Further, the political overtones of this book and the brief but compelling establishment of New Venice City’s legal infrastructure pose a more interesting potential for conflict than any superhero action offered in Shark-Man #1. Tom’s girlfriend is one of his father’s accountants, and the governor and police chief are both introduced as crucial characters we will undoubtedly see much more of in future issues. The Shadow-King is a special effect (and reminiscent of the Shade, another Starman reference) and nothing more, at least in the confines of these inaugural pages. If writers Shusett and Pugh dare to venture away from James Robinson’s Jack Knight and toward an allegorical Bush, Sr./George W. parable, what with the subtext of provincial legacy, this series could conversely pack quite a punch.

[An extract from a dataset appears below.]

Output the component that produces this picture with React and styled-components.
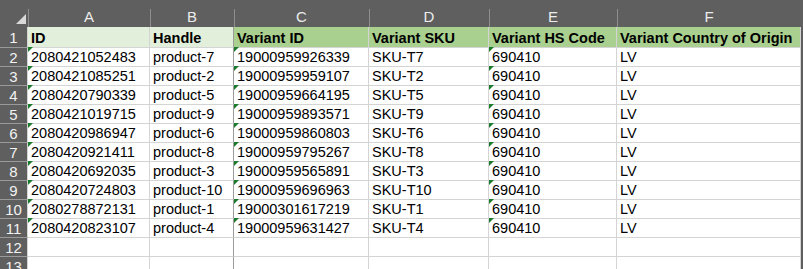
import React from 'react';
import styled, { createGlobalStyle, css } from 'styled-components';

const rows = [
    ['2080421052483', 'product-7', '19000959926339', 'SKU-T7', '690410', 'LV'],
    ['2080421085251', 'product-2', '19000959959107', 'SKU-T2', '690410', 'LV'],
    ['2080420790339', 'product-5', '19000959664195', 'SKU-T5', '690410', 'LV'],
    ['2080421019715', 'product-9', '19000959893571', 'SKU-T9', '690410', 'LV'],
    ['2080420986947', 'product-6', '19000959860803', 'SKU-T6', '690410', 'LV'],
    ['2080420921411', 'product-8', '19000959795267', 'SKU-T8', '690410', 'LV'],
    ['2080420692035', 'product-3', '19000959565891', 'SKU-T3', '690410', 'LV'],
    ['2080420724803', 'product-10', '19000959696963', 'SKU-T10', '690410', 'LV'],
    ['2080278872131', 'product-1', '19000301617219', 'SKU-T1', '690410', 'LV'],
    ['2080420823107', 'product-4', '19000959631427', 'SKU-T4', '690410', 'LV'],
];

const headers = ['ID', 'Handle', 'Variant ID', 'Variant SKU', 'Variant HS Code', 'Variant Country of Origin'];
const letters = ['A', 'B', 'C', 'D', 'E', 'F'];
// columns holding numbers stored as text get the little green flag
const flagged = [0, 2, 4];

export default function App() {
    return (
        <>
            <GlobalStyle />
            <Sheet>
                <Corner />
                {letters.map(l => <ColHeader key={l}>{l}</ColHeader>)}

                <RowHeader $first>1</RowHeader>
                {headers.map((h, i) => (
                    <Cell key={h} $fill={i < 2 ? 'light' : 'dark'} $bold $freeze={i === 1}>{h}</Cell>
                ))}

                {rows.map((r, ri) => (
                    <React.Fragment key={ri}>
                        <RowHeader>{ri + 2}</RowHeader>
                        {r.map((v, ci) => (
                            <Cell key={ci} $flag={flagged.includes(ci)} $freeze={ci === 1}>{v}</Cell>
                        ))}
                    </React.Fragment>
                ))}

                {[12, 13].map(n => (
                    <React.Fragment key={n}>
                        <RowHeader>{n}</RowHeader>
                        {letters.map((l, ci) => <Cell key={l} $freeze={ci === 1} />)}
                    </React.Fragment>
                ))}
            </Sheet>
        </>
    );
}

const GlobalStyle = createGlobalStyle`
    body {
        margin: 0;
        background: #5f5f5f;
        font-family: "Liberation Sans", Arial, sans-serif;
        overflow: hidden;
    }
`

const Sheet = styled.div`
    display: grid;
    grid-template-columns: 28px 122px 84px 135px 120px 128px 184px;
    grid-template-rows: 27px 21px;
    grid-auto-rows: 19px;
    width: 801px;
    background: #5f5f5f;
`

const Corner = styled.div`
    position: relative;
    background: #5f5f5f;
    &::after {
        content: '';
        position: absolute;
        right: 2px;
        bottom: 3px;
        border-left: 10px solid transparent;
        border-bottom: 10px solid #d9d9d9;
    }
`

const ColHeader = styled.div`
    position: relative;
    display: flex;
    align-items: flex-end;
    justify-content: center;
    padding-bottom: 1px;
    box-sizing: border-box;
    color: #ececec;
    font-size: 15px;
    line-height: 18px;
    &::before {
        content: '';
        position: absolute;
        left: 0;
        top: 9px;
        bottom: 0;
        width: 1px;
        background: #8e8e8e;
    }
`

const RowHeader = styled.div`
    display: flex;
    align-items: center;
    justify-content: center;
    box-sizing: border-box;
    border-bottom: 1px solid #9a9a9a;
    border-right: 1px solid #d4d4d4;
    color: #f2f2f2;
    font-size: 15px;
    padding-top: ${p => p.$first ? '1px' : '0'};
`

const fills = {
    light: '#e2efda',
    dark: '#a9d08e',
};

const Cell = styled.div`
    position: relative;
    display: flex;
    align-items: flex-end;
    box-sizing: border-box;
    padding: 0 2px 0 3px;
    background: ${p => fills[p.$fill] || '#ffffff'};
    border-right: 1px solid ${p => p.$freeze ? '#9c9c9c' : '#d4d4d4'};
    border-bottom: 1px solid #d4d4d4;
    color: #000;
    font-size: 14.5px;
    font-weight: ${p => p.$bold ? 700 : 400};
    line-height: 17px;
    white-space: nowrap;
    ${p => p.$flag && css`
        &::before {
            content: '';
            position: absolute;
            top: -1px;
            left: 0;
            border-top: 5px solid #1b7a2b;
            border-right: 5px solid transparent;
        }
    `}
`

This issue’s dedication to Bill Finger explains the frequent illusions to DC’s canon, but further presents an opportunity to explore the phenomenon of comic’s founding fathers, those creators that established the superhero genre that thousands of fans know and love today. I’m specifically referring to the back-up story in yesterday’s Destroyer Duck comic, “The Starling” by Superman creator Jerry Siegel. When I saw Siegel’s name, I was instantly excited to read this story, to walk in on the ground floor of an idea by one of the pioneers of this industry. “The Starling” features an alien entity that comes to Earth, saves a woman from some rapists only to make passionate love to her himself, then leaves, calling his one-world-stand an “inconsequential tryst.” Yet, from the next issue blurb that teases “The Starling is Born,” we can only assume that the tryst was anything but inconsequential. Frankly, this first chapter was a glorified sex scene, the kind of erotic tableau that would’ve given Wertham a real run for his money, back in the day. I was unimpressed by how unimaginative the story was – although I can imagine that, when you’re the creator of Superman, your own shoes are too big to fill anymore. I wonder if new stories by the old masters are best left unpublished in favor of fresh takes like Shark-Man. Shark-Man is an old idea with contemporary twists – a true modern Bill Finger homage. Either way, this phenomenon reveals that creators from both yesterday and today are in an ongoing scramble for some semblance of an original idea. Oftentimes, when it comes to swiping one another’s inspirations, you can literally smell the blood in the water.

Again, with this review, the third quarter of A Comic A Day is complete, which means a quarterly report will be posted here sometime within the week. It’s the home stretch, now. April, May, June, then I’m done. Unlike Shark-Man, I don’t have anyone to receive my torch. I’m my own disgruntled heir, I guess. Is there anything fishy about that?